Event offers around-the-world taste of talent
The day after Dwight Currie, curator of the Ringling International Arts Festival (RIAF), announces the events for this annual performing arts event, I buy my tickets and then wait for those few days in October when I can feel as though I am tip-toing around the world. I do know it will be an unusual festival, as Currie searches out new and unique artists and their performances.
This year’s programming was no different; what was different was the focus on small companies and cooperation with Sarasota artists, which suggested a make-do accommodation because of the availability of fewer funds for the festival. However, there is a devoted following that continues to grow each year. Performances were sold out or full, and, personally, I found the four performances that I saw to be enjoyable, stimulating and thoughtful.
The first, Portraits in Motion, was Volker Gerling’s solo production in which he shared his experiences and his flip books culled from photographs taken on his walks around Germany and Switzerland. It had a certain charm.

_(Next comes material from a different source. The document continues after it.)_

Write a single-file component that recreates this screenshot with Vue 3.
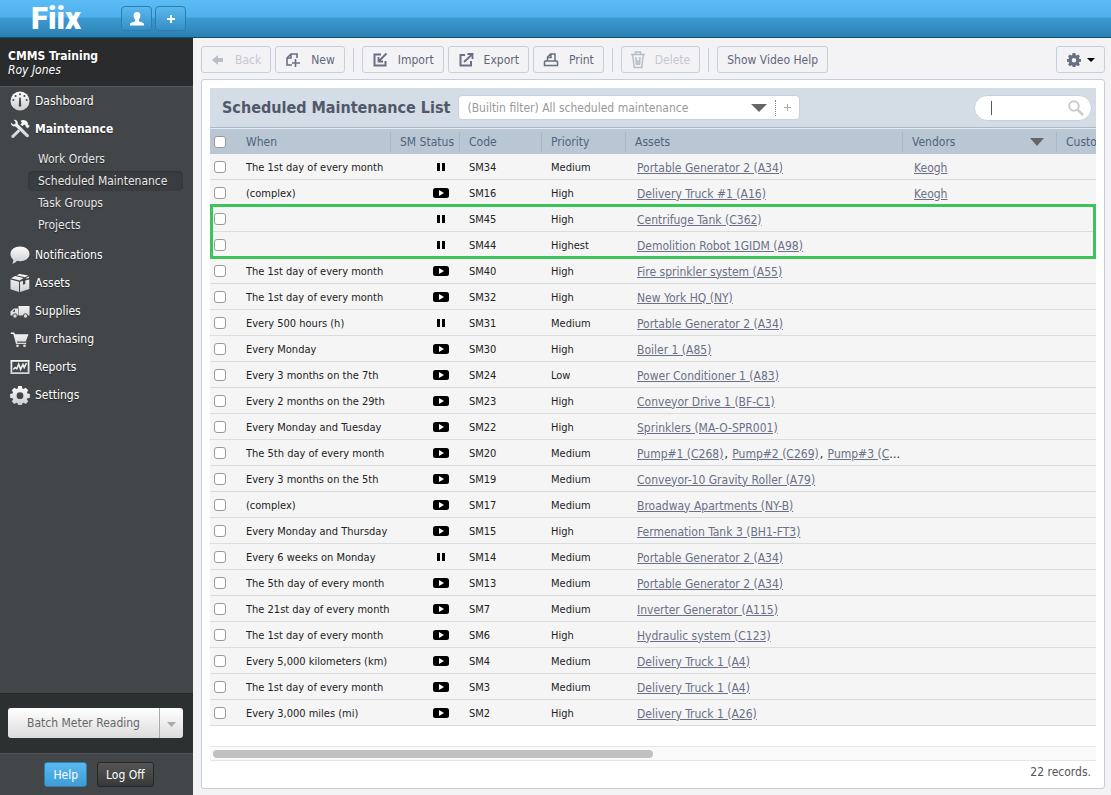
<template>
  <div class="page">
    <header class="topbar">
      <a class="logo" href="#">Fiix</a>
      <button class="top-btn" type="button" aria-label="Profile">
        <svg width="16" height="16" viewBox="0 0 16 16"><path fill="#fff" d="M8 1c2.300 0 3.500 1.600 3.400 3.800-.1 1.500-.7 2.900-1.500 3.700v1.500c.4 1 4.600 1.200 5.100 3v1.500H1V13c.5-1.800 4.700-2 5.100-3V8.500C5.300 7.700 4.700 6.300 4.600 4.800 4.500 2.600 5.700 1 8 1z" /></svg>
      </button>
      <button class="top-btn" type="button" aria-label="Add">
        <svg width="10" height="10" viewBox="0 0 10 10"><path d="M5 1v8M1 5h8" stroke="#fff" stroke-width="2" /></svg>
      </button>
    </header>

    <div class="body">
      <aside class="sidebar">
        <div class="account">
          <strong>CMMS Training</strong>
          <em>Roy Jones</em>
        </div>
        <nav class="nav">
          <template v-for="item in menu" :key="item.id">
            <a class="nav-item" :class="{ active: item.children }" href="#">
              <svg class="nav-icon" width="20" height="20" viewBox="0 0 20 20">
                <defs>
                  <linearGradient :id="'g-' + item.id" x1="0" y1="0" x2="0" y2="20" gradientUnits="userSpaceOnUse">
                    <stop offset="0" stop-color="#fff" />
                    <stop offset="1" stop-color="#ccc" />
                  </linearGradient>
                </defs>
                <g :fill="`url(#g-${item.id})`">
                  <template v-if="item.id === 'dashboard'">
                    <circle cx="10" cy="10" r="9.500" />
                    <path fill="#434648" d="M9.300 6.500h1.400l.5 7.500a1.300 1.300 0 1 1-2.400 0z" />
                    <g fill="#434648"><circle cx="10" cy="3.300" r="1" /><circle cx="5.600" cy="5" r="1" /><circle cx="14.400" cy="5" r="1" /><circle cx="3.300" cy="9" r="1" /><circle cx="16.700" cy="9" r="1" /></g>
                  </template>
                  <template v-else-if="item.id === 'maintenance'">
                    <path d="M3.800.8C6.300.4 8.200 2.300 7.800 5l10.800 10.700c1.200 1.400-.8 3.400-2.200 2.200L5.500 7.400C3 7.900.7 6.200.9 3.500l2.300 2 2-.5.400-1.900z" />
                    <path d="M10.500 1.800c3.200-1.600 6-.4 7.300 2l.2 2 1.800 1-2.100 2.600-2-1.600-.2-1.300-1.400-1-1.700 1.700-2-2 1.600-1.500z" />
                    <path d="M8.200 10.200l2 2-6.400 6.500c-1.500 1.100-3.300-.6-2.200-2.200z" />
                  </template>
                  <path v-else-if="item.id === 'notifications'" d="M10 1.500c5.400 0 9.500 3.200 9.500 7.400s-4.100 7.300-9.500 7.300c-1.100 0-2.100-.1-3-.4-1 1.500-2.800 2.700-4.800 3 .8-1.200 1.200-2.800 1-4.200C1.500 13.200.5 11.200.5 8.900.5 4.700 4.600 1.500 10 1.500z" />
                  <template v-else-if="item.id === 'assets'">
                    <path d="M.5 6.500l8.500 2.300V19L.5 16.200zM10 8.800l3-.8v3.700l2.300-.8V7.400l4-1v9.700L10 19zM1 5.300L5.200 3l8.300 2-3.800 2.600zM6.600 2.300L9.500 1l8.700 1.500-3.200 1.800zM19 3.400v1.500l-2.500.6-.7-.6z" />
                  </template>
                  <template v-else-if="item.id === 'supplies'">
                    <path d="M8.500 5h11v9.500h-11z" />
                    <path fill-rule="evenodd" d="M4 7.500h4v7H.5v-4zM4.300 8.500l-1.800 2.200H5V8.500z" />
                    <g stroke="#434648" stroke-width="1"><circle cx="5" cy="15" r="2.200" /><circle cx="15.500" cy="15" r="2.200" /></g>
                  </template>
                  <template v-else-if="item.id === 'purchasing'">
                    <path d="M.8 3.500h3.400l.8 1.700h13.500l-2.700 7.300H7l.3 1.300h8.900v1.200H6L3.300 4.900H.8z" />
                    <circle cx="7.500" cy="16.800" r="1.400" /><circle cx="14.500" cy="16.800" r="1.400" />
                  </template>
                  <template v-else-if="item.id === 'reports'">
                    <path fill-rule="evenodd" d="M.5 3h19v14H.5zM2.300 4.800v10.400h15.400V4.800z" />
                    <path fill="none" stroke="#eee" stroke-width="1.600" d="M3.300 12.500l1.900-2 1.600 1.200L8.700 7.200l1.900 5.200 2.300-5 1.300 3.200 2.200-4.500" />
                  </template>
                  <template v-else>
                    <path fill-rule="evenodd" d="M8.200 1h3.600l.5 2.400 1.300.6 2.100-1.300 2.500 2.500-1.300 2.100.6 1.300 2.400.5v3.600l-2.400.5-.6 1.300 1.300 2.100-2.500 2.500-2.100-1.300-1.300.6-.5 2.100H8.200l-.5-2.100-1.300-.6-2.100 1.300-2.500-2.500 1.300-2.100-.6-1.300-2.400-.5V9.100l2.400-.5.6-1.300-1.300-2.100 2.500-2.500L6.400 4l1.300-.6zM10 7.300a3.400 3.400 0 1 0 0 6.800 3.400 3.400 0 0 0 0-6.800z" />
                  </template>
                </g>
              </svg>
              {{ item.label }}
            </a>
            <ul v-if="item.children" class="subnav">
              <li v-for="child in item.children" :key="child">
                <a href="#" :class="{ current: child === 'Scheduled Maintenance' }">{{ child }}</a>
              </li>
            </ul>
          </template>
        </nav>
        <div class="batch">
          <div class="split">
            <button class="split-main" type="button">Batch Meter Reading</button>
            <button class="split-arrow" type="button" aria-label="More actions">
              <svg width="9" height="5" viewBox="0 0 9 5"><path fill="#aaa" d="M0 0h9L4.500 5z" /></svg>
            </button>
          </div>
        </div>
        <div class="session">
          <button class="help" type="button">Help</button>
          <button class="logoff" type="button">Log Off</button>
        </div>
      </aside>

      <main class="main">
        <div class="toolbar">
          <button class="tool" type="button" disabled>
            <svg width="14" height="14" viewBox="0 0 14 14"><path fill="#b9bdc6" d="M1 7l6-5v3h5v4H7v3z" /></svg>
            Back
          </button>
          <button class="tool" type="button">
            <svg width="16" height="16" viewBox="0 0 16 16"><path fill="none" stroke="#6a7083" stroke-width="1.600" d="M12 6V2H6L2 6v7h5M6 2v4H2M10.500 7v8M7 11h8" /></svg>
            New
          </button>
          <span class="sep"></span>
          <button class="tool" type="button">
            <svg width="16" height="16" viewBox="0 0 16 16"><path fill="none" stroke="#6a7083" stroke-width="2" d="M9 2.500H2.500v11h11V9" /><path fill="none" stroke="#6a7083" stroke-width="1.800" d="M14.500 1.500L7 9M6.500 5v4.500H11" /></svg>
            Import
          </button>
          <button class="tool" type="button">
            <svg width="16" height="16" viewBox="0 0 16 16"><path fill="none" stroke="#6a7083" stroke-width="2" d="M7 3H2.500v10.500H13V9" /><path fill="none" stroke="#6a7083" stroke-width="1.800" d="M6 10l8-7.500M9.500 2h5v5" /></svg>
            Export
          </button>
          <button class="tool" type="button">
            <svg width="16" height="16" viewBox="0 0 16 16"><path fill="none" stroke="#6a7083" stroke-width="1.500" d="M4.500 9V5l3-3H12v7M4.500 9H2l-.5 1v3.500h13V10l-.5-1H4.500M8 2v3.500H4.500" /></svg>
            Print
          </button>
          <span class="sep"></span>
          <button class="tool" type="button" disabled>
            <svg width="14" height="18" viewBox="0 0 14 18"><path fill="none" stroke="#b9bdc6" stroke-width="1.500" d="M0 3.500h14M4.500 3V1h5v2M1.800 4l1.400 12.500h7.600L12.200 4M5 6l.5 8M9 6l-.5 8M7 9v5" /></svg>
            Delete
          </button>
          <span class="sep"></span>
          <button class="tool" type="button">Show Video Help</button>
          <button class="tool gear" type="button" aria-label="Options">
            <svg width="14" height="14" viewBox="0 0 20 20"><path fill="#6a7083" fill-rule="evenodd" d="M8 0h4l.5 3 1.300.6L16 2l2.500 2.500-1.600 2.300.6 1.300 2.500.4v4l-2.500.4-.6 1.300 1.600 2.300L16 19l-2.300-1.600-1.200.6-.5 2H8l-.5-2-1.200-.6L4 19l-2.500-2.500 1.600-2.300-.6-1.300L0 12.500v-4l2.500-.4.6-1.300-1.600-2.300L4 2l2.200 1.600L7.500 3zM10 7a3 3 0 1 0 0 6.500A3 3 0 0 0 10 7z" /></svg>
            <svg width="8" height="4" viewBox="0 0 8 4"><path d="M0 0h8L4 4z" /></svg>
          </button>
        </div>

        <section class="panel">
          <div class="titlebar">
            <h1>Scheduled Maintenance List</h1>
            <div class="filter">
              <select aria-label="Filter">
                <option>(Builtin filter) All scheduled maintenance</option>
              </select>
              <svg class="down" width="16" height="8" viewBox="0 0 16 8"><path fill="#666" d="M0 0h16L8 8z" /></svg>
              <button type="button" aria-label="Add filter">
                <svg width="7" height="7" viewBox="0 0 7 7"><path stroke="#aaa" d="M3.500 0v7M0 3.500h7" /></svg>
              </button>
            </div>
            <div class="search">
              <input type="text" aria-label="Search">
              <span class="caret"></span>
              <svg width="16" height="16" viewBox="0 0 16 16"><g fill="none" stroke="#ccc" stroke-width="2"><circle cx="6" cy="6" r="4.800" /><path stroke-width="2.500" d="M9.500 9.500l5.500 5.500" /></g></svg>
            </div>
          </div>

          <div class="grid">
            <table>
              <colgroup>
                <col class="c-check"><col class="c-when"><col class="c-status"><col class="c-code">
                <col class="c-priority"><col class="c-assets"><col class="c-vendors"><col>
              </colgroup>
              <thead>
                <tr>
                  <th class="check"><input type="checkbox" aria-label="Select all"></th>
                  <th class="first">When</th>
                  <th>SM Status</th>
                  <th>Code</th>
                  <th>Priority</th>
                  <th>Assets</th>
                  <th>
                    <span class="sortable">Vendors
                      <svg width="14" height="8" viewBox="0 0 14 8"><path fill="#666" d="M0 0h14L7 8z" /></svg>
                    </span>
                  </th>
                  <th>Custo</th>
                </tr>
              </thead>
              <tbody>
                <tr v-for="row in rows" :key="row.code">
                  <td class="check"><input type="checkbox" :aria-label="'Select ' + row.code"></td>
                  <td>{{ row.when }}</td>
                  <td class="status">
                    <svg v-if="row.paused" width="16" height="10" viewBox="0 0 16 10"><path d="M4 1h3v8H4zM9 1h3v8H9z" /></svg>
                    <svg v-else width="16" height="10" viewBox="0 0 16 10"><rect width="16" height="10" rx="2.500" /><path fill="#fff" d="M6 2l5 3-5 3z" /></svg>
                  </td>
                  <td>{{ row.code }}</td>
                  <td>{{ row.priority }}</td>
                  <td class="links">
                    <template v-for="(asset, i) in row.assets" :key="asset"><span v-if="i" class="comma">, </span><a href="#">{{ asset }}</a></template>
                  </td>
                  <td class="links"><a v-if="row.vendor" href="#">{{ row.vendor }}</a></td>
                  <td></td>
                </tr>
              </tbody>
            </table>
            <div class="highlight"></div>
          </div>

          <div class="hscroll"><div class="thumb"></div></div>
          <footer class="count">{{ rows.length }} records.</footer>
        </section>
      </main>
    </div>
  </div>
</template>

<script setup>
const menu = [
  { id: 'dashboard', label: 'Dashboard' },
  {
    id: 'maintenance',
    label: 'Maintenance',
    children: ['Work Orders', 'Scheduled Maintenance', 'Task Groups', 'Projects']
  },
  { id: 'notifications', label: 'Notifications' },
  { id: 'assets', label: 'Assets' },
  { id: 'supplies', label: 'Supplies' },
  { id: 'purchasing', label: 'Purchasing' },
  { id: 'reports', label: 'Reports' },
  { id: 'settings', label: 'Settings' }
]

const item = (when, paused, code, priority, assets, vendor = '') => ({
  when, paused, code, priority, assets: [].concat(assets), vendor
})

const rows = [
  item('The 1st day of every month', true, 'SM34', 'Medium', 'Portable Generator 2 (A34)', 'Keogh'),
  item('(complex)', false, 'SM16', 'High', 'Delivery Truck #1 (A16)', 'Keogh'),
  item('', true, 'SM45', 'High', 'Centrifuge Tank (C362)'),
  item('', true, 'SM44', 'Highest', 'Demolition Robot 1GIDM (A98)'),
  item('The 1st day of every month', false, 'SM40', 'High', 'Fire sprinkler system (A55)'),
  item('The 1st day of every month', false, 'SM32', 'High', 'New York HQ (NY)'),
  item('Every 500 hours (h)', true, 'SM31', 'Medium', 'Portable Generator 2 (A34)'),
  item('Every Monday', false, 'SM30', 'High', 'Boiler 1 (A85)'),
  item('Every 3 months on the 7th', false, 'SM24', 'Low', 'Power Conditioner 1 (A83)'),
  item('Every 2 months on the 29th', false, 'SM23', 'High', 'Conveyor Drive 1 (BF-C1)'),
  item('Every Monday and Tuesday', false, 'SM22', 'High', 'Sprinklers (MA-O-SPR001)'),
  item('The 5th day of every month', false, 'SM20', 'Medium', ['Pump#1 (C268)', 'Pump#2 (C269)', 'Pump#3 (C270)']),
  item('Every 3 months on the 5th', false, 'SM19', 'Medium', 'Conveyor-10 Gravity Roller (A79)'),
  item('(complex)', false, 'SM17', 'Medium', 'Broadway Apartments (NY-B)'),
  item('Every Monday and Thursday', false, 'SM15', 'High', 'Fermenation Tank 3 (BH1-FT3)'),
  item('Every 6 weeks on Monday', true, 'SM14', 'Medium', 'Portable Generator 2 (A34)'),
  item('The 5th day of every month', false, 'SM13', 'Medium', 'Portable Generator 2 (A34)'),
  item('The 21st day of every month', false, 'SM7', 'Medium', 'Inverter Generator (A115)'),
  item('The 1st day of every month', false, 'SM6', 'High', 'Hydraulic system (C123)'),
  item('Every 5,000 kilometers (km)', false, 'SM4', 'Medium', 'Delivery Truck 1 (A4)'),
  item('The 1st day of every month', false, 'SM3', 'Medium', 'Delivery Truck 1 (A4)'),
  item('Every 3,000 miles (mi)', false, 'SM2', 'High', 'Delivery Truck 1 (A26)')
]
</script>

<style>
body {
  margin: 0;
  background: #f3f3f6;
}
</style>

<style scoped>
.page {
  display: flex;
  flex-direction: column;
  min-height: 100vh;
  font-family: Tahoma, "DejaVu Sans Condensed", "Noto Sans", sans-serif;
  font-size: 12px;
  color: #222;
}
.page * { box-sizing: border-box; }
button, input, select {
  font-family: inherit;
  font-size: 12px;
  margin: 0;
}
svg { flex: none; }

.topbar {
  display: flex;
  align-items: center;
  height: 38px;
  padding-left: 31px;
  background: linear-gradient(#5cbcf6 0, #4eb0ec 45%, #3c9ad2 50%, #2b7fb2 100%);
  border-bottom: 1px solid #0d4f78;
}
.logo {
  width: 90px;
  font-family: Roboto, "Open Sans", sans-serif;
  font-size: 31px;
  font-weight: 900;
  line-height: 38px;
  color: #fff;
  text-decoration: none;
}
.top-btn {
  display: flex;
  align-items: center;
  justify-content: center;
  width: 31px;
  height: 25px;
  margin-right: 3px;
  padding: 0;
  border: 1px solid #2b7db0;
  border-radius: 4px;
  background: linear-gradient(#5bb8ef, #348fc6);
}

.body {
  display: flex;
  flex: 1;
}
.sidebar {
  display: flex;
  flex-direction: column;
  flex: none;
  width: 193px;
  background: #434648;
  color: #fff;
  text-shadow: 0 1px 1px #222;
}
.account {
  display: flex;
  flex-direction: column;
  height: 49px;
  padding: 11px 8px 0;
  background: #2a2b2d;
  border-bottom: 1px solid #55585a;
  line-height: 14px;
}
.nav { flex: 1; }
.nav-item {
  display: flex;
  align-items: center;
  gap: 5px;
  height: 28px;
  padding-left: 10px;
  color: #fff;
  text-decoration: none;
}
.nav-item.active { font-weight: bold; }
.subnav {
  list-style: none;
  margin: 0;
  padding: 5px 10px 5px 28px;
}
.subnav li {
  height: 22px;
  padding-top: 1px;
}
.subnav a {
  display: block;
  height: 20px;
  padding-left: 10px;
  border-radius: 5px;
  line-height: 20px;
  color: #e8e8e8;
  text-decoration: none;
}
.subnav .current {
  background: #3a3d3f;
  box-shadow: inset 0 1px 2px #303234;
}
.batch {
  height: 60px;
  padding: 14px 10px 0 8px;
  background: #2d3031;
  border-top: 1px solid #252829;
}
.split {
  display: flex;
  height: 30px;
  border-radius: 3px;
  background: linear-gradient(#fff, #dcdcdc);
}
.split button {
  border: 0;
  padding: 0;
  background: none;
  color: #666;
}
.split .split-main { flex: 1; }
.split .split-arrow {
  width: 24px;
  border-left: 1px solid #aaa;
}
.session {
  display: flex;
  justify-content: center;
  gap: 10px;
  height: 42px;
  padding: 8px 0 0 5px;
  border-top: 1px solid #505355;
}
.session button {
  height: 25px;
  padding: 0 8px;
  border: 1px solid #2f7fb0;
  border-radius: 3px;
  color: #fff;
}
.help { background: linear-gradient(#5bb8f0, #3d9cd6); }
.session .logoff {
  border-color: #252728;
  background: linear-gradient(#555, #393939);
}

.main {
  display: flex;
  flex-direction: column;
  flex: 1;
  min-width: 0;
  padding: 8px 6px 6px 8px;
}
.toolbar {
  display: flex;
  align-items: center;
  gap: 4px;
  height: 27px;
  margin-bottom: 6px;
}
.tool {
  display: flex;
  align-items: center;
  justify-content: center;
  gap: 10px;
  height: 27px;
  padding: 0 9px;
  border: 1px solid #c9ced8;
  border-radius: 3px;
  background: #f3f3f6;
  color: #5f667a;
  white-space: nowrap;
}
.tool:disabled { color: #c6c9cf; }
.tool.gear {
  gap: 6px;
  width: 49px;
  margin-left: auto;
}
.sep {
  width: 1px;
  height: 24px;
  margin: 0 4px;
  background: #c9ced8;
}

.panel {
  display: flex;
  flex-direction: column;
  flex: 1;
  padding: 8px;
  border: 1px solid #c3cddb;
  border-radius: 3px;
  background: #fff;
}
.titlebar {
  display: flex;
  align-items: center;
  height: 40px;
  padding: 0 4px 0 12px;
  background: #d4dce6;
  border-bottom: 1px solid #a8b9cb;
}
h1 {
  margin: 0 8px 0 0;
  font-size: 16px;
  line-height: 24px;
  color: #50586a;
  white-space: nowrap;
}
.filter {
  display: flex;
  align-items: center;
  width: 342px;
  height: 25px;
  border: 1px solid #c9d1dc;
  border-radius: 4px;
  background: #fff;
}
.filter select {
  appearance: none;
  flex: 1;
  min-width: 0;
  height: 23px;
  padding: 0 8px;
  border: 0;
  background: none;
  color: #999;
}
.down { margin-right: 8px; }
.filter button {
  width: 24px;
  height: 16px;
  padding: 0;
  border: 0;
  border-left: 1px dotted #888;
  background: none;
  line-height: 0;
}
.search {
  display: flex;
  align-items: center;
  position: relative;
  width: 118px;
  height: 26px;
  margin-left: auto;
  padding: 0 7px 0 20px;
  border: 1px solid #c9d1dc;
  border-radius: 13px;
  background: #fff;
}
.search input {
  flex: 1;
  min-width: 0;
  border: 0;
  padding: 0;
  outline: 0;
  background: none;
}
.caret {
  position: absolute;
  left: 16px;
  width: 1px;
  height: 14px;
  background: #50586a;
}

.grid {
  position: relative;
  overflow: hidden;
}
table {
  width: 100%;
  border-collapse: separate;
  border-spacing: 0;
  table-layout: fixed;
}
.c-check { width: 26px; }
.c-when { width: 154px; }
.c-status { width: 69px; }
.c-code { width: 82px; }
.c-priority { width: 84px; }
.c-assets { width: 277px; }
.c-vendors { width: 154px; }
th {
  height: 26px;
  padding: 0 0 0 10px;
  border-top: 1px solid #e4eaf0;
  background: linear-gradient(90deg, #a5b7c8 1px, #b9c7d5 1px) 0 center / 100% 20px no-repeat #b9c7d5;
  color: #50647a;
  font-weight: normal;
  text-align: left;
  white-space: nowrap;
}
th.check, th.first { background: #b9c7d5; }
.sortable {
  display: flex;
  align-items: center;
  justify-content: space-between;
  padding-right: 12px;
}
td {
  height: 26px;
  padding: 2px 0 0 10px;
  border-bottom: 1px solid #dcdcdc;
  background: #f5f5f5;
  font-size: 11px;
  line-height: 16px;
  white-space: nowrap;
  overflow: hidden;
  text-overflow: ellipsis;
}
th.check, td.check { padding: 0 0 0 4px; }
.check input {
  appearance: none;
  display: block;
  width: 12px;
  height: 12px;
  border: 1px solid #999;
  border-radius: 3px;
  background: #fff;
}
.status svg { display: block; }
td.status { padding: 0 0 0 43px; }
td.links {
  padding-left: 12px;
  font-size: 12px;
}
.links a {
  color: #6a7086;
  text-decoration: underline;
}
.comma { margin: 0 1px; }
.highlight {
  position: absolute;
  top: 76px;
  left: 0;
  right: 0;
  height: 55px;
  border: 3px solid #3cc35a;
}

.hscroll {
  height: 15px;
  margin-top: 20px;
  padding: 3px;
  border: 1px solid #e6e6e6;
  border-width: 1px 0;
  background: #fafafa;
}
.thumb {
  width: 50%;
  height: 8px;
  border-radius: 4px;
  background: #c1c1c1;
}
.count {
  padding: 3px 5px 0;
  line-height: 16px;
  text-align: right;
  color: #555;
}
</style>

Though his stories were pedestrian, and his German-accented English made it difficult to understand everything he said, I found it fascinating to see how a smile would change a subject’s expression, as Gerling flipped through a series of photographs taken of the same person, whether it was an elderly man who became youthful or boys whose expressions never changed as they looked into the camera. I recall small flip books from years ago, but this was an odd reset in the age of selfies and other technical marvels.
A surprising, playful sense of the absurd also surfaced in both the Urbanite Theatre’s production of White Rabbit Red Rabbit, based on the Iranian playwright Nassim Soleimanpour’s exploration of isolation; and the gender-bending Happy Hour, with Monica Bill Barnes & Co. Fortunately, I saw these two productions on different days, giving me some time to process what I had experienced, because both performances had a freshness that gives RIAF its uniqueness.
White Rabbit Red Rabbit is not a traditional play, but rather a monologue with incidental help from the audience. An actor — Tess Hogan, in the performance I saw — is given a script that she has never seen and begins to read. The stage is bare, but the play is given in an alternate space — in this instance, the open back room of the Ringling Circus Museum. The actor begins to read a story about a group of white rabbits that attack a red rabbit that has climbed to the top of a ladder. This story is repeated with variations and with animal imitations by the actor and by members of the audience, who all had been asked to number themselves as the “play” reading began.
Yes, Soleimanpour has found a way to talk about a repressive society through an absurd, amusing story of barnyard animals. And according to the program notes, he and his wife are now living in Berlin.
For Happy Hour, the same space in the Ringling Circus Museum was transformed into a restaurant, with tables and chairs scattered around the room. There was a bar offering drinks, while bowls of candy and chips sat on the tables. A master of ceremony set the scene, inviting the audience to participate in games and selfies with him. He then left the scene, and the recorded music began as two slight dancers, Monica Bill Barnes and Anna Bass, appeared. They had slicked back their hair and were dressed in men’s suits. They began imitating the gestures and postures of young men looking for love in a bar. The words of the accompanying iconic, romantic ballads helped fill in their motivation. The music ranged from an old tap step, Shuffling off to Buffalo — with Barnes and Bass offering their own soft shoe interpretation — to Elvis Presley’s Love Me Tender. The dancers were witty and expressive in their portrayal of guys enjoying a night on the town looking for love.
Love as a positive force was the underlying message of Nobuntu, the collective name of a group of five women with glorious voices who come from a town called Bulawayo in Zimbabwe. Their repertoire, covering traditional African songs, gospel and a variety of inspirational ballads, is sung with only the beat of a drum to anchor their voices.
The women — Duduzile Sibanda, Zanele Manhenga, Heather Dube, Thandeka Moyo and Joyline Sibanda — wore colorful outfits, jumped around in a form of traditional African dance, kicked their legs high into the air and shared their love of life with the audience. I feel certain that all the audience members were engaged by their naturalness and their openness, as I was, even when one member of the group did a little shilling and announced Nobuntu has two CDs available.